Die USA werden im Juni wieder selbst Menschen ins Weltall schicken, und haben dann von diesem Jahr an auch erstmals zwei verschiedene Möglichkeiten dies zu tun. Einmal den Starliner von Boeing und einmal die Crew Dragon von SpaceX. Der Starliner von Boeing wird auf einer Atlas 5 fliegen, welche von russischen RD-180 bzw. zukünftig RD-181 Triebwerken angetrieben wird, die Crew Dragon allerdings von einer Falcon 9, welche von amerikanischen Merlin-Triebwerken angetrieben wird.
Die Lieferverträge für die RD-181 sind allerdings gestaffelt, der Vertrag sieht eine Mindestabnahme von 20 Triebwerken vor, die in 20er Schritten auf 60 wachsen kann. Allerdings hat ULA (der Entwickler und Betreiber der Atlas 5-Rakete) bereits einen Liefervertrag für BE-4-Triebwerke des amerikanischen Raumfahrtunternehmens Blue Origin (Besitzer: Jeff Bezos, aka reichster Mensch der Welt) unterzeichnet, mit welchen die geplante Vulcan-Rakete fliegen wird, die die Atlas 5 beerben soll. D.h., sobald die Vulcan-Rakete einsatzbereit sein wird, werden die USA vollständig unabhängig von russischen Importen sein. Da die Vulcan bereits 2021 einsatzbereit sein soll, würde es mich stark wundern, wenn mehr als die erste Staffel an Triebwerken bestellt wird. 20 Triebwerke reichen für 20 Atlas 5-Starts, womit ULA bis 2023 eingedeckt wäre.

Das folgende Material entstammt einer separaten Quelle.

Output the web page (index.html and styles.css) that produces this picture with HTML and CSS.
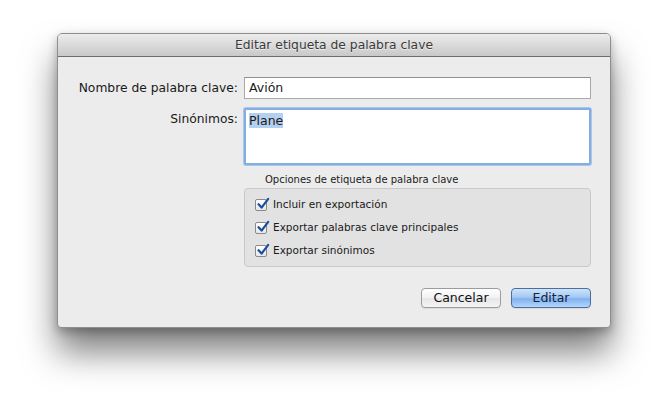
FILE: index.html
```html
<!DOCTYPE html>
<html lang="es">
<head>
<meta charset="utf-8">
<title>Editar etiqueta de palabra clave</title>
<link rel="stylesheet" href="styles.css">
</head>
<body>
<div class="window">
  <div class="titlebar">Editar etiqueta de palabra clave</div>
  <div class="content">
    <div class="form">
      <label class="label">Nombre de palabra clave:</label>
      <div class="field">Avión</div>
      <label class="label syn-label">Sinónimos:</label>
      <div class="field area"><span class="sel">Plane</span></div>
      <div class="spacer"></div>
      <div class="group-wrap">
        <div class="group-title">Opciones de etiqueta de palabra clave</div>
        <div class="group">
          <div class="check-row"><span class="cb"><svg viewBox="0 0 14 14" width="14" height="14"><path d="M2.5 7.2 L5.6 10.6 L12.2 1.8" fill="none" stroke="#1b4f9c" stroke-width="2.2" stroke-linecap="round" stroke-linejoin="round"/></svg></span>Incluir en exportación</div>
          <div class="check-row"><span class="cb"><svg viewBox="0 0 14 14" width="14" height="14"><path d="M2.5 7.2 L5.6 10.6 L12.2 1.8" fill="none" stroke="#1b4f9c" stroke-width="2.2" stroke-linecap="round" stroke-linejoin="round"/></svg></span>Exportar palabras clave principales</div>
          <div class="check-row"><span class="cb"><svg viewBox="0 0 14 14" width="14" height="14"><path d="M2.5 7.2 L5.6 10.6 L12.2 1.8" fill="none" stroke="#1b4f9c" stroke-width="2.2" stroke-linecap="round" stroke-linejoin="round"/></svg></span>Exportar sinónimos</div>
        </div>
      </div>
    </div>
    <div class="buttons">
      <div class="btn">Cancelar</div>
      <div class="btn primary">Editar</div>
    </div>
  </div>
</div>
</body>
</html>
```

FILE: styles.css
```css
html, body {
  margin: 0;
  padding: 0;
  background: #ffffff;
}
html {
  min-height: 407px;
}
body {
  font-family: "DejaVu Sans", "Liberation Sans", sans-serif;
  color: #1a1a1a;
  padding: 33px 0 0 57px;
  min-height: 407px;
  box-sizing: border-box;
}
.window {
  width: 554px;
  height: 295px;
  box-sizing: border-box;
  background: #ececec;
  border: 1px solid #8e8e8e;
  border-radius: 5px 5px 4px 4px;
  box-shadow: 0 24px 34px rgba(0,0,0,0.5), 0 4px 10px rgba(0,0,0,0.25);
  overflow: hidden;
}
.titlebar {
  height: 22px;
  line-height: 22px;
  text-align: center;
  font-size: 12.3px;
  color: #3a3a3a;
  background: linear-gradient(#ececec, #d9d9d9 55%, #c8c8c8);
  border-bottom: 1px solid #6d6d6d;
  text-shadow: 0 1px 0 rgba(255,255,255,0.6);
}
.content {
  padding: 20px 19px 0 0;
}
.form {
  display: grid;
  grid-template-columns: 180px 347px;
  column-gap: 6px;
  row-gap: 9px;
  align-items: start;
}
.label {
  text-align: right;
  font-size: 12.3px;
  line-height: 22px;
  color: #1a1a1a;
}
.field {
  height: 22px;
  box-sizing: border-box;
  background: #fff;
  border: 1px solid #a9a9a9;
  border-top-color: #8f8f8f;
  font-size: 12.5px;
  line-height: 20px;
  padding: 0 4px;
}
.area {
  height: 57px;
  border: 2px solid #86ade0;
  box-shadow: 0 0 0 1px #a8c6ee;
  border-radius: 2px;
  padding: 1px 3px;
  line-height: 19px;
}
.sel {
  background: #b4d0f0;
}
.group-title {
  font-size: 10px;
  line-height: 12px;
  padding-left: 21px;
  color: #222;
  margin-bottom: 2px;
}
.group {
  height: 79px;
  box-sizing: border-box;
  border: 1px solid #c9c9c9;
  border-radius: 4px;
  background: #e2e2e2;
  padding: 8px 0 0 10px;
  display: flex;
  flex-direction: column;
  gap: 8px;
}
.check-row {
  display: flex;
  align-items: center;
  font-size: 10.5px;
  line-height: 15px;
  height: 15px;
  color: #1a1a1a;
}
.cb {
  width: 12px;
  height: 12px;
  box-sizing: border-box;
  border: 1px solid #8a8a8a;
  border-radius: 2px;
  background: linear-gradient(#ffffff, #e8e8e8);
  margin-right: 6px;
  position: relative;
  flex: none;
}
.cb svg {
  position: absolute;
  left: 0px;
  top: -3px;
}
.buttons {
  display: flex;
  justify-content: flex-end;
  gap: 10px;
  margin-top: 21px;
}
.btn {
  width: 80px;
  height: 20px;
  box-sizing: border-box;
  border: 1px solid #9c9c9c;
  border-radius: 4px;
  background: linear-gradient(#ffffff, #f1f1f1 50%, #e6e6e6 51%, #f4f4f4);
  font-size: 12.5px;
  line-height: 18px;
  text-align: center;
  color: #111;
  box-shadow: 0 1px 1px rgba(0,0,0,0.08);
}
.primary {
  border-color: #4a6f9e;
  background: linear-gradient(#cfe3fb, #a4c9f4 45%, #7fb1ef 55%, #b6d6fb);
  color: #14243c;
}
```
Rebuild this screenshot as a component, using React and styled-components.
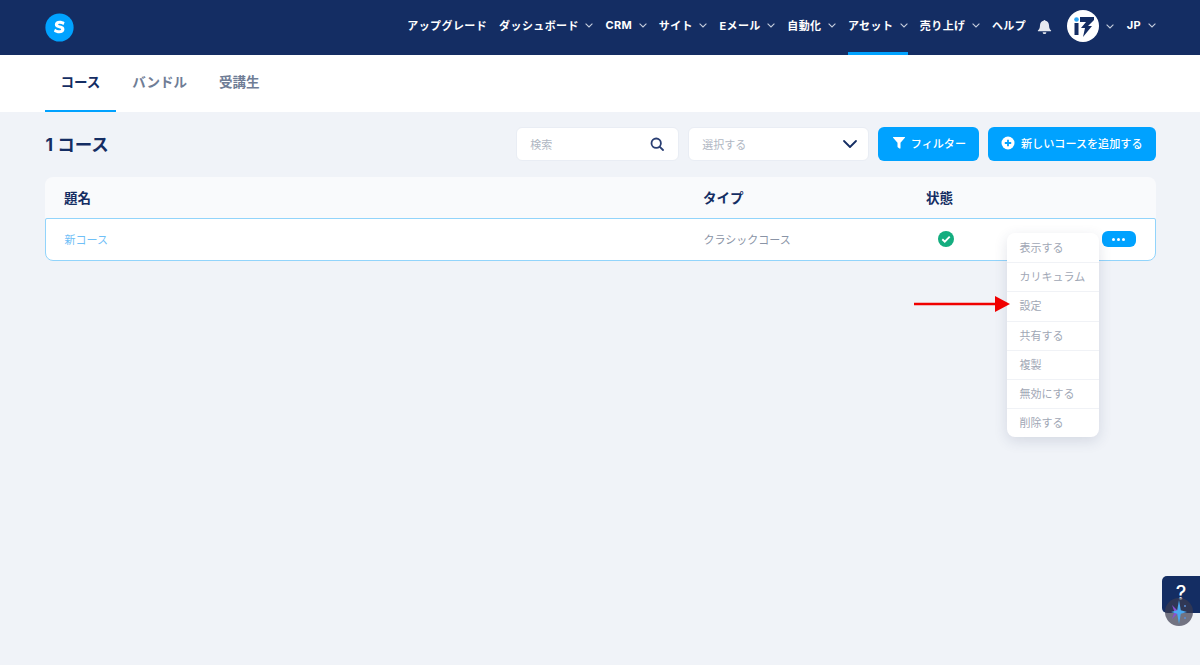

Für die russische Raumfahrtindustrie sieht es tatsächlich nicht gut aus: In den letzten Jahren hat SpaceX bereits den russischen Marktanteil an kommerziellen Satellitenstarts von über 50% im Jahr 2010 auf fast 0% im Jahr 2018 gesenkt. Dazu werden in den 2020ern mit der New Glenn von Blue Origin, der BFR von SpaceX, und der Vulcan von ULA gleich drei verschiedene Raketen der nächsten Generation einsatzbereit sein, die allesamt 100% inländisch hergestellt werden. Aufgrund der schlechten finanziellen Lage und der schwierigen Zukunftsperspektive war auch der Chef der russischen Raumfahrtbehörde Dimitry Rogozin neulich bei Putin, damit dieser neue Gelder bewilligt, um eigene Forschungen im Bereich der Raketen der nächsten Generation zu finanzieren (solche, die mit flüssigem Methan fliegen).
Aber nicht nur die USA ziehen davon: Auch die EU hat mit der Ariane 6 eine neue Rakete in den Startlöchern, und auch Indien und China treiben ihre Eigenentwicklungen voran. Russland hat sich zu lange auf sowjetischer Technologie ausgeruht, und droht jetzt die einzige wirklich wettbewerbsfähige High-Tech-Branche des Landes zu verlieren.